Die Schiedsgerichtsbarkeit soll anstelle der Beratenden Kommission als zum üblichen Rechtsverfahren alternativer Mechanismus Streitigkeiten zu noch offenen Kunstraubfällen im Sinne der Washingtoner Prinzipien von 1998 gütlich beilegen und Antragsberechtigte quasi einseitig, d.h. ohne vorherige Zustimmung der derzeitigen Besitzer:innen, das Gremium einschalten können. Die nicht-staatlichen Gerichte sind paritätisch mit fünf Schiedsrichter:innen, darunter drei einschlägig qualifizierten Jurist:innen und zwei Expert:innen der Geschichte des Nationalsozialismus oder Forschung zur Provenienz von NS-Raubgütern, zu besetzen und entscheiden rechtsverbindlich anhand eines verpflichtenden Bewertungsrahmens. Rechtsträger der Schiedsstelle ist das Deutsche Zentrum für Kulturgutverluste (DZK).

Bundesregierung: Verbesserte Repräsentanz von Betroffenen

Die rot-grün-gelbe Bundesregierung präzisierte in einer Antwort (Drs. 20/15011) auf eine Anfrage der Linken zu Restitutionen von NS-Raubkunst (Drs.2ß/14854) im Februar, die kommunalen Spitzenverbände seien "neben Bund und Ländern Partei dieses Verwaltungsabkommens", wodurch die "Voraussetzungen für die Beteiligung der Kommunen geschaffen" seien. Mit der Frage konfrontiert, ob das Schiedsverfahren, wie von Kritiker:innen befürchtet, die Situation der Betroffenen verschlechtere, bekräftigte die Regierung, die "Ausgangslage der Opfer bzw. deren Nachfahren" werde im Vergleich mit "der bisherigen Entscheidungsgrundlage in der Handreichung (für Umgang mit NS-Raubkunst, Neufassung 2019, Anm. d. Red.) verbessert". Dadurch dass man den Zentralrat der Juden und die Jewish Claims Conference für Entschädigungsansprüche jüdischer NS-Verfolgter beim Übereinkommen zur Reform der Beratenden Kommission und am weiteren Verfahren beteiligt habe, sei eine erhöhte „Repräsentanz der Opferseite“ gewährleistet.

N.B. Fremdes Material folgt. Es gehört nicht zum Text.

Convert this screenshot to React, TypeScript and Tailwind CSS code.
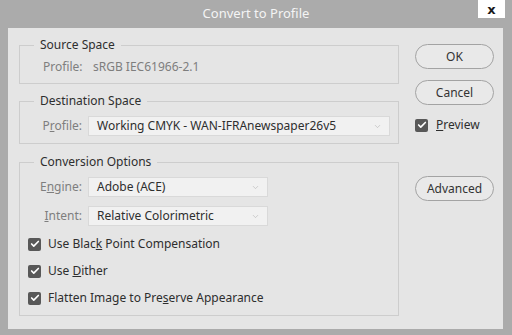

Die Regierung weist den Vorwurf der Linken zurück, der Bewertungsrahmen würde bestimmte Betroffenengruppen, wie Kunsthändler:innen oder Emigrant:innen, um den Rückerhalt der unter Zwang veräußerten Kunstwerke bringen. Die Systematik greife z.B. ausdrücklich "auch sogenannte Fluchtgutfälle auf" und stelle diese auf eine eindeutige Regelungsgrundlage. Der Antwort der Bundesregierung zufolge wird die Schiedsgerichtsbarkeit bis 31. Dezember vom Bund, danach zur Hälfte durch Bund und Länder finanziert. Hintergrund der Anfrage bildeten der Kabinettsbeschluss vom 08. Januar und die Verständigung von BKM, Ländern und Kommunen im März 2024 zur Schiedsgerichtsbarkeit, welche die Verfasser:innen wie zahlreiche andere Kritiker:innen mit der im Koalitionsvertrag von SPD, Grünen und FDP anvisierten Stärkung der Beratenden Kommission im Widerspruch sehen.

Fachleute protestieren: Opfergruppen von Rückgaben ausgeklammert

In einem am 07. Januar an den noch amtierenden Bundeskanzler Olaf Scholz gerichteten offenen Brief zur Restitution von in der NS-Zeit geraubten Kulturgütern protestierten ca. 100 Jurist:innen, Historiker:innen und Nachfahren ehemaliger Eigentümer:innen unter Berufung auf das Washingtoner Abkommen und die Best Practices von 2024 gegen das Vorhaben der Regierung, vor der Bundestagswahl über die Einrichtung von Schiedsgerichten zu entscheiden. Die Unterzeichner:innen kritisieren, das geplante Schiedsverfahren "verschlechtere die Situation der Opfer eklatant". Sie beklagen, dass "ganze Opfergruppen, wie verfolgte Kunsthändlerinnen und Kunsthändler" durch die Rückgaberegeln ihre aufgrund der NS-Verfolgung "veräußerten Kunstwerke nicht mehr zurückerhalten" könnten. Auch Verfolgte, die Kulturgüter auf der Flucht verkaufen mussten, hätten "künftig nur noch einen sehr eingeschränkten Anspruch auf Restitution". Außerdem beanstanden sie, dass keine öffentliche Debatte stattgefunden habe. Die Schreiber:innen beurteilen die Behauptung, die Schiedsgerichtsbarkeit werde Betroffene von NS-Kunstraub stärken, als nicht wahrheitsgemäß, ebenso dass "sämtliche Länder und Kommunen (...) einer Anrufung (...) zustimmen" würden. Mehr als 10.000 Kommunen hätten sich bislang nicht zur Teilnahme am Verfahren bekannt. Sie rufen die Regierung auf, eine Anhörung von Sachverständigen im parlamentarischen Rechtsausschuss durchzuführen, intensiven Austausch zwischen Politiker:innen, Betroffenen und Forscher:innen zu initiieren und die Weiterarbeit der Beratenden Kommission NS-Raubgut sicherzustellen.